When I see Enron and AIG and all pretty much lying to investors' faces, deliberately abusing the notion of deregulation, and eventually destroying tens of thousands of peoples lives, homes, and savings, I don't sit down and think "damn regulations!".
Maybe I should. Maybe you're right and all the work that the EPA does, and DHEC, and the FDA- maybe it's all just a false savings, and the market could correct against them without government interference.

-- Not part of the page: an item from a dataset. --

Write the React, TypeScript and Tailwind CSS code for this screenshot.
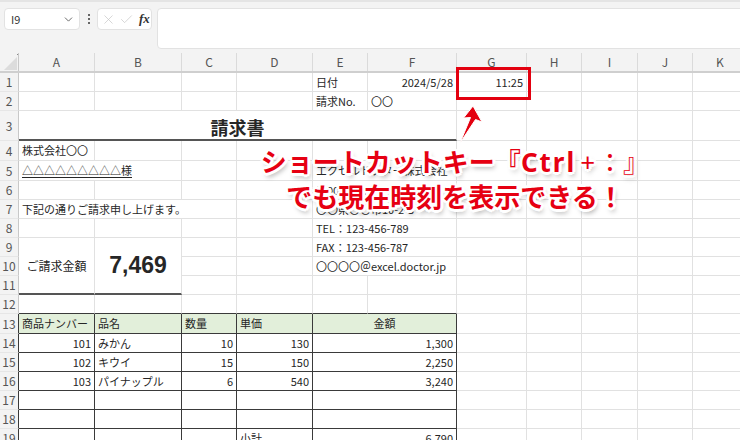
import React from 'react';
import { ChevronDown, X, Check } from 'lucide-react';

const GRID = 'grid grid-cols-[19px_76px_87px_55px_76px_55px_89px_70px_55px_56px_55px_55px_60px]';
const ROWS =
  'grid-rows-[19px_19px_30px_20px_20px_19px_19px_19px_19px_19px_19px_19px_20px_19px_19px_19px_19px_19px_19px]';

const GRAY = 'border-r border-b border-[#e1e1e1]';
const DARK = 'border-r border-b border-[#3a3a3a]';
const TOP_EDGE = 'border-r border-b border-r-[#e1e1e1] border-b-[#3a3a3a]';
const THICK = 'border-r border-b-2 border-r-[#e1e1e1] border-b-[#555]';

function Cell({
  children,
  className = '',
  b = GRAY,
}: {
  children?: React.ReactNode;
  className?: string;
  b?: string;
}) {
  return (
    <div className={`${b} flex items-center px-[3px] whitespace-nowrap text-[11px] text-[#262626] ${className}`}>
      {children}
    </div>
  );
}

function RowHead({ n, dark = false }: { n: number; dark?: boolean }) {
  return (
    <div
      className={`flex items-center justify-center bg-[#f3f3f3] border-r border-b border-b-[#e6e6e6] text-[12px] text-[#555] ${
        dark ? 'border-r-[#3a3a3a]' : 'border-r-[#c8c8c8]'
      }`}
    >
      {n}
    </div>
  );
}

const blanks = (n: number, b: string = GRAY) =>
  Array.from({ length: n }, (_, i) => <Cell key={'b' + i} b={b} />);

const items = [
  { no: 101, name: 'みかん', qty: 10, price: 130, sum: '1,300' },
  { no: 102, name: 'キウイ', qty: 15, price: 150, sum: '2,250' },
  { no: 103, name: 'パイナップル', qty: 6, price: 540, sum: '3,240' },
];

const letters = ['A', 'B', 'C', 'D', 'E', 'F', 'G', 'H', 'I', 'J', 'K', ''];

export default function App() {
  return (
    <div className="relative w-[740px] h-[440px] overflow-hidden bg-white font-['Noto_Sans_CJK_JP','Noto_Sans',sans-serif]">
      {/* formula bar */}
      <div className="h-[53px] bg-[#f3f3f3] border-t-2 border-[#e4e4e4] flex items-start pt-[6px] pl-[4px]">
        <div className="w-[76px] h-[22px] rounded-[4px] bg-white border border-[#e2e2e2] flex items-center justify-between pl-[6px] pr-[4px] text-[11px] text-[#333]">
          <span>I9</span>
          <ChevronDown size={13} strokeWidth={1.6} className="text-[#555]" />
        </div>
        <div className="w-[17px] h-[22px] flex flex-col items-center justify-center gap-[2px]">
          <span className="w-[2px] h-[2px] bg-[#666]" />
          <span className="w-[2px] h-[2px] bg-[#666]" />
          <span className="w-[2px] h-[2px] bg-[#666]" />
        </div>
        <div className="w-[55px] h-[22px] rounded-[4px] bg-white border border-[#e2e2e2] flex items-center gap-[3px] pl-[3px]">
          <X size={15} strokeWidth={1.1} className="text-[#c4c4c4]" />
          <Check size={15} strokeWidth={1.1} className="text-[#c4c4c4]" />
          <span className="ml-[2px] font-['Liberation_Serif',serif] italic font-bold text-[13px] text-[#333]">fx</span>
        </div>
        <div className="ml-[5px] flex-1 -mr-[10px] h-[41px] rounded-[4px] bg-white border border-[#e2e2e2]" />
      </div>

      {/* column headers */}
      <div className={`${GRID} h-[20px] bg-[#f3f3f3] border-b-2 border-[#cfcfcf]`}>
        <div className="relative border-r border-[#c8c8c8]">
          <svg className="absolute left-0 top-0" width="19" height="18" viewBox="0 0 19 18">
            <polygon points="4,17 17,17 17,4" fill="#dcdcdc" />
            <rect x="17" y="1" width="1" height="1" fill="#888" />
          </svg>
        </div>
        {letters.map((l, i) => (
          <div key={i} className="flex items-center justify-center border-r border-[#dadada] text-[12px] text-[#555]">
            {l}
          </div>
        ))}
      </div>

      {/* sheet */}
      <div className={`${GRID} ${ROWS}`}>
        {/* 1 */}
        <RowHead n={1} />
        {blanks(4)}
        <Cell>日付</Cell>
        <Cell className="justify-end">2024/5/28</Cell>
        <Cell className="justify-end">11:25</Cell>
        {blanks(5)}
        {/* 2 */}
        <RowHead n={2} />
        {blanks(4)}
        <Cell>請求No.</Cell>
        <Cell>〇〇</Cell>
        {blanks(6)}
        {/* 3 */}
        <RowHead n={3} />
        <Cell b="border-r border-b-2 border-r-[#e1e1e1] border-b-[#555]" className="col-span-6 justify-center items-end text-[18px] font-bold text-[#111] leading-[24px]">
          請求書
        </Cell>
        {blanks(6)}
        {/* 4 */}
        <RowHead n={4} />
        <Cell>株式会社〇〇</Cell>
        {blanks(11)}
        {/* 5 */}
        <RowHead n={5} />
        <Cell className="col-span-2">
          <span className="underline underline-offset-2">△△△△△△△△△様</span>
        </Cell>
        {blanks(2)}
        <Cell className="col-span-2">エクセルドクター株式会社</Cell>
        {blanks(6)}
        {/* 6 */}
        <RowHead n={6} />
        {blanks(4)}
        <Cell className="col-span-2">〒000-0000</Cell>
        {blanks(6)}
        {/* 7 */}
        <RowHead n={7} />
        <Cell className="col-span-3">下記の通りご請求申し上げます。</Cell>
        {blanks(1)}
        <Cell className="col-span-2">〇〇県〇〇市10-2-3</Cell>
        {blanks(6)}
        {/* 8 */}
        <RowHead n={8} />
        {blanks(4)}
        <Cell className="col-span-2">TEL：123-456-789</Cell>
        {blanks(6)}
        {/* 9 */}
        <RowHead n={9} />
        <Cell b={THICK} className="row-span-3 justify-center text-[12px]">
          ご請求金額
        </Cell>
        <Cell b={THICK} className="row-span-3 justify-center font-['Liberation_Sans',sans-serif] font-bold text-[23px] text-[#111]">
          7,469
        </Cell>
        {blanks(2)}
        <Cell className="col-span-2">FAX：123-456-787</Cell>
        {blanks(6)}
        {/* 10 */}
        <RowHead n={10} />
        {blanks(2)}
        <Cell className="col-span-2">〇〇〇〇＠excel.doctor.jp</Cell>
        {blanks(6)}
        {/* 11 */}
        <RowHead n={11} />
        {blanks(10)}
        {/* 12 */}
        <RowHead n={12} />
        {blanks(6, TOP_EDGE)}
        {blanks(6)}
        {/* 13 */}
        <RowHead n={13} dark />
        <Cell b={DARK} className="bg-[#e2efda]">商品ナンバー</Cell>
        <Cell b={DARK} className="bg-[#e2efda]">品名</Cell>
        <Cell b={DARK} className="bg-[#e2efda]">数量</Cell>
        <Cell b={DARK} className="bg-[#e2efda]">単価</Cell>
        <Cell b={DARK} className="col-span-2 justify-center bg-[#e2efda]">金額</Cell>
        {blanks(6)}
        {/* 14-16 */}
        {items.map((it, i) => (
          <React.Fragment key={it.no}>
            <RowHead n={14 + i} dark />
            <Cell b={DARK} className="justify-end">{it.no}</Cell>
            <Cell b={DARK}>{it.name}</Cell>
            <Cell b={DARK} className="justify-end">{it.qty}</Cell>
            <Cell b={DARK} className="justify-end">{it.price}</Cell>
            <Cell b={DARK} className="col-span-2 justify-end">{it.sum}</Cell>
            {blanks(6)}
          </React.Fragment>
        ))}
        {/* 17-18 */}
        {[17, 18].map((n) => (
          <React.Fragment key={n}>
            <RowHead n={n} dark />
            {blanks(4, DARK)}
            <Cell b={DARK} className="col-span-2" />
            {blanks(6)}
          </React.Fragment>
        ))}
        {/* 19 */}
        <RowHead n={19} dark />
        {blanks(3, DARK)}
        <Cell b={DARK}>小計</Cell>
        <Cell b={DARK} className="col-span-2 justify-end">6,790</Cell>
        {blanks(6)}
      </div>

      {/* red highlight box */}
      <div className="absolute left-[456px] top-[67px] w-[75px] h-[33px] border-[3px] border-[#e3000f]" />

      {/* arrow */}
      <svg className="absolute left-[450px] top-[100px]" width="40" height="48" viewBox="0 0 40 48">
        <polygon
          points="23,6 32,22 25.5,19.5 10,43 20.5,17.5 13.5,18"
          fill="#e3000f"
          stroke="#fff"
          strokeWidth="1"
          strokeLinejoin="round"
        />
      </svg>

      {/* callout text */}
      <div className="absolute left-[255px] top-[144px] w-[400px] text-center font-bold text-[26px] leading-[33px] text-[#e60012] whitespace-nowrap [text-shadow:2px_2px_0_#fff,-2px_2px_0_#fff,2px_-2px_0_#fff,-2px_-2px_0_#fff,0_3px_0_#fff,0_-3px_0_#fff,3px_0_0_#fff,-3px_0_0_#fff,2px_4px_5px_rgba(0,0,0,0.35)]">
        <div>
          ショートカットキー『<span className="font-['Noto_Sans',sans-serif] font-bold tracking-[2px]">Ctrl</span>
          <span className="font-['Noto_Sans',sans-serif] font-normal ml-[4px] mr-[2px]">+</span>
          <span className="font-normal">：』</span>
        </div>
        <div>でも現在時刻を表示できる！</div>
      </div>
    </div>
  );
}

Obviously, though, I wouldn't be writing this screed if I thought that were the case. I appreciate the phenomenal theoretical beauty of the informed participant model, both from a political and economic standpoint, but I cannot completely agree with it in practice. The fact is that liars are common, and their art is highly profitable. Deception, known in some circles as "marketing", is the bane of that theory, and the backbone of the modern economy. Add to that that our system is rife with the local dependencies that obliterate the free exchange of goods and services demanded by the founders of Enlightenment thought, and I simply cannot agree that economic issues should be allowed to ride roughshod over the social concerns of the day.

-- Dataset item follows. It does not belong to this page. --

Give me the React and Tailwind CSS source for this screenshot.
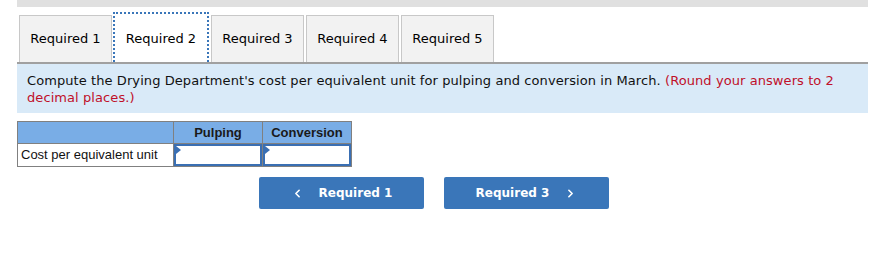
import { ChevronLeft, ChevronRight } from 'lucide-react'

const tabs = ['Required 1', 'Required 2', 'Required 3', 'Required 4', 'Required 5']

function Tab({ label, active }) {
  if (active) {
    return (
      <div className="ml-[1px] flex h-[50px] w-[96px] items-center justify-center border-2 border-b-0 border-dotted border-[#3a76b9] bg-white pt-[2px] text-[13px] text-black">
        {label}
      </div>
    )
  }
  return (
    <div className="ml-[2px] flex h-[47px] w-[93px] items-center justify-center border border-b-0 border-[#c8c8c8] bg-[#f2f2f2] text-[13px] text-black">
      {label}
    </div>
  )
}

function AnswerCell() {
  return (
    <td className="relative h-[23px] border border-[#808080] p-0">
      <div className="relative h-full w-full border-2 border-[#3a6fb3] bg-white">
        <span className="absolute left-0 top-0 h-0 w-0 border-y-[4px] border-l-[5px] border-y-transparent border-l-[#3a6fb3]" />
      </div>
    </td>
  )
}

export default function App() {
  return (
    <div className="h-[257px] w-[894px] bg-white font-['DejaVu_Sans',Verdana,sans-serif]">
      <div className="ml-[17px] w-[851px]">
        {/* top strip */}
        <div className="h-[7px] bg-[#e0e0e0]" />

        {/* tabs */}
        <div className="mt-[5px] flex items-end">
          {tabs.map((t, i) => (
            <Tab key={t} label={t} active={i === 1} />
          ))}
        </div>

        {/* prompt */}
        <div className="border-t-2 border-[#a0a0a0] bg-[#d9eaf8] px-[10px] pb-[7px] pt-[8px] text-[13px] leading-[17px] tracking-[0.08px] text-[#111]">
          Compute the Drying Department's cost per equivalent unit for pulping and conversion in March.{' '}
          <span className="text-[#c0102a]">(Round your answers to 2 decimal places.)</span>
        </div>

        {/* table */}
        <table className="mt-[8px] border-collapse font-['Liberation_Sans',Arial,sans-serif]">
          <thead>
            <tr className="bg-[#79ade6]">
              <th className="h-[22px] w-[156px] border border-[#808080]" />
              <th className="w-[89px] border border-[#808080] text-center text-[13px] font-bold text-[#1a1a1a]">Pulping</th>
              <th className="w-[89px] border border-[#808080] text-center text-[13px] font-bold text-[#1a1a1a]">Conversion</th>
            </tr>
          </thead>
          <tbody>
            <tr>
              <td className="border border-[#808080] px-[3px] text-[13px] text-[#111]">Cost per equivalent unit</td>
              <AnswerCell />
              <AnswerCell />
            </tr>
          </tbody>
        </table>

        {/* nav buttons */}
        <div className="ml-[242px] mt-[10px] flex gap-[20px]">
          <button className="flex h-[32px] w-[165px] items-center justify-center gap-[15px] rounded-[2px] bg-[#3a76b9] text-[12px] font-bold text-white">
            <ChevronLeft size={13} strokeWidth={3} />
            Required 1
          </button>
          <button className="flex h-[32px] w-[165px] items-center justify-center gap-[15px] rounded-[2px] bg-[#3a76b9] text-[12px] font-bold text-white">
            Required 3
            <ChevronRight size={13} strokeWidth={3} />
          </button>
        </div>
      </div>
    </div>
  )
}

So when I hear someone ranting about regulation, I have to stop and think- has this person never worked minimum wage? Never pondered the implications of the forty hour work week, or of working 80 hours at the age of 8? It seems foolish- shortsighted- for us to sit in the midst of our comfortable lives, griping about the difficulty of accruing more comfort, and pondering enacting a system virtually guaranteed to grind the comfort from our lives. Do you think we would live so well without those protections? If so, how? And how can you be sure that that is true for society in general, rather than just yourself, or me? I look forward to hearing your answers.